My all-time favourite piece of theological reflection comes not from a book, nor from a film, nor from a television programme, nor from any sermon or meditation I might have heard. Instead, it comes from a poster I first saw on the door of the room of a fellow theological student in the mid-1980s.
Many variants of the poster can now be found online, but none for me would have the impact of that first reading of the lines when walking down the college corridor one afternoon:
Jesus said unto them: Who do you say that I am?
And they replied: ‘You are the eschatological manifestation of the ground of our being, the kerygma in which we find the ultimate meaning of our interpersonal relationship.’
And Jesus said: ‘What?’
I have never stopped to consider the content of the answer that was given to Jesus’ question. The answer may be coherent, but it does seem to contain some unlikely combinations of terms. However, not having read any theology for some time, I have to say I don’t know whether it makes sense.
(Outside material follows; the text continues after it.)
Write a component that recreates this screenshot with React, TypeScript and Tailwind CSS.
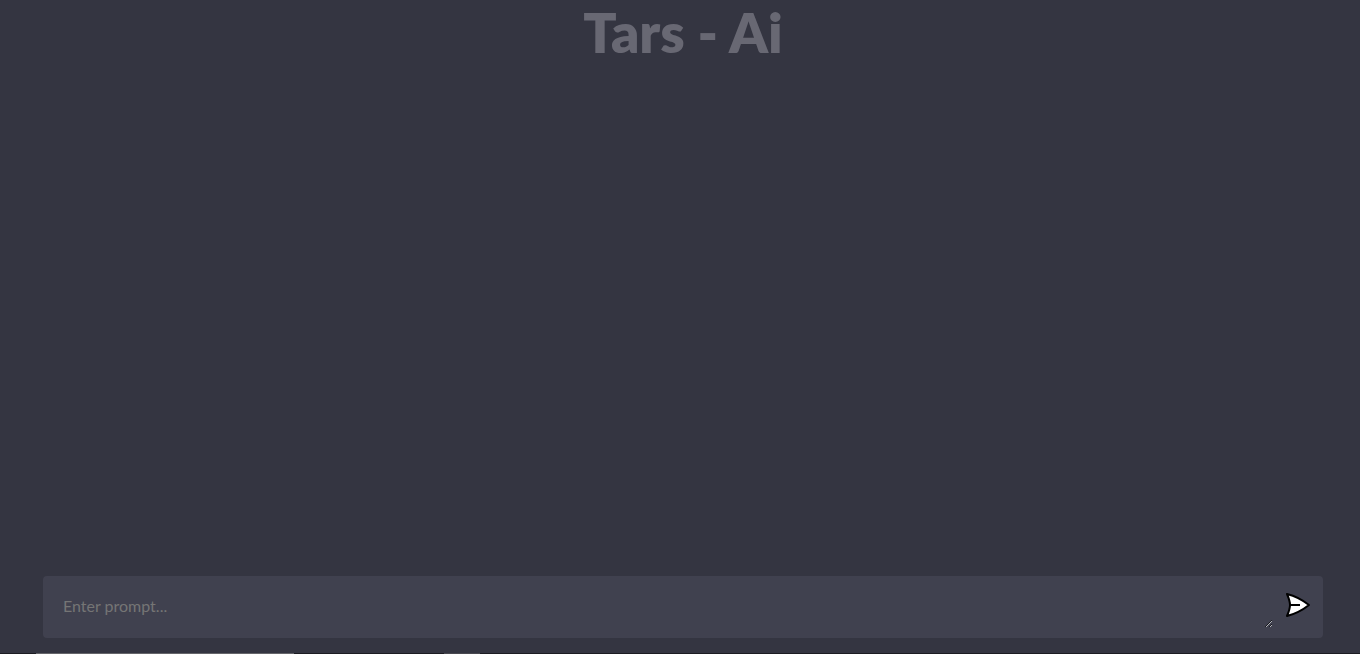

It is Jesus’ answer that always makes me smile. It is a contemporary equivalent of the short answers he would sometimes have given in the Gospel stories to those who confronted him with theological challenges. It is the sort of answer that could be disarming to someone who set out to impress with their words. How would you recover after Jesus said “what?” in response to your attempt at sounding learned and at being profound?
The poster probably expressed the feelings that many of us felt as we struggled to cope with academic theology. There was one writer whose work was so difficult to understand that I started counting how many words were in each sentence. I remember there were one hundred and fifty-six words in one sentence, more than a few of which I did not understand.
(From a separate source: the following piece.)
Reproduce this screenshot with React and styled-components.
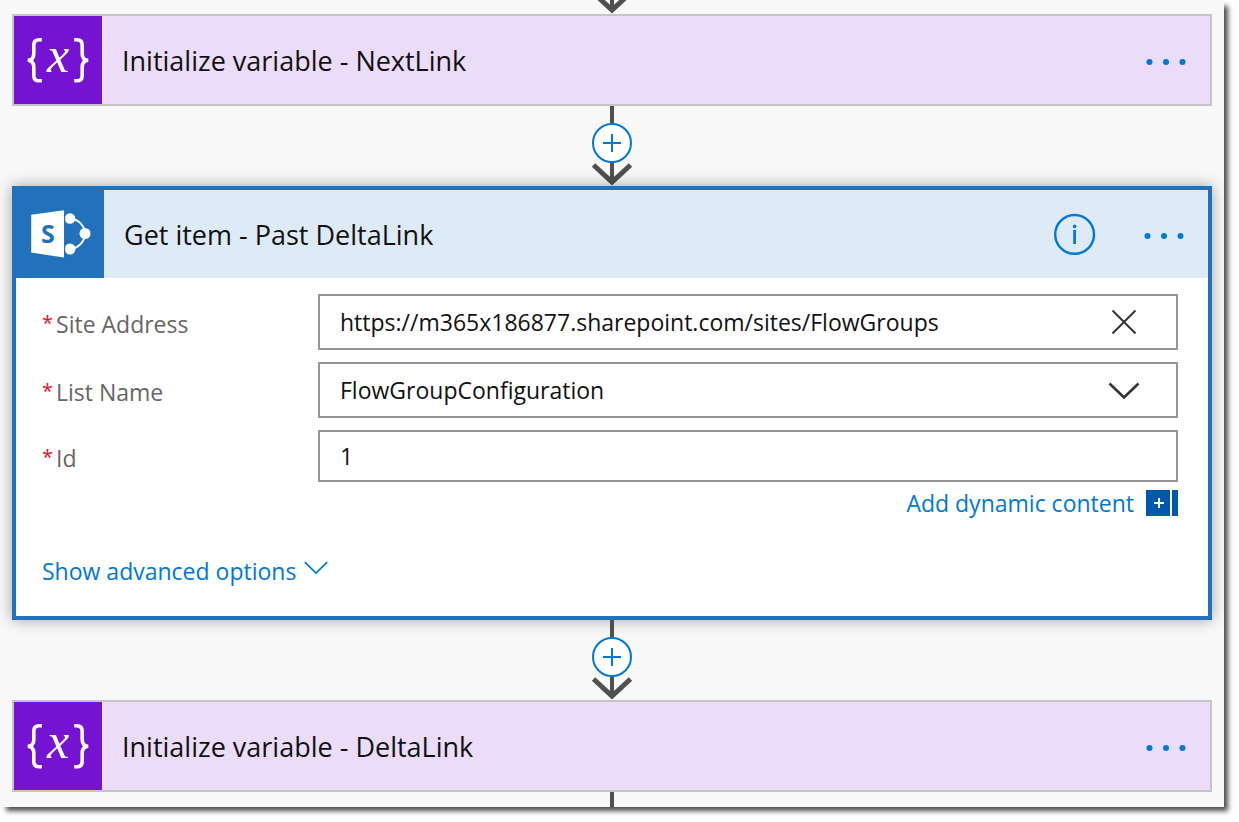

At school we were taught not to commence when we could begin and not to begin when we could start, it seemed a wise piece of advice. There seemed little point in clouding communication or causing confusion.
I remember once being told at a communications conference that The Sun newspaper had a working vocabulary of around nine hundred words which journalists were expected to use in imaginative and inventive ways.
Trying to write a paper on ontology and epistemology, I wondered how Jesus would have defined them.
And lo, Jesus did not simply say “What?” His whole answer was; “What part of your reply isn’t a pretentious word salad?”
Yea, so it is written.
Their answer would depend on whether they had understood what they had said in the first place.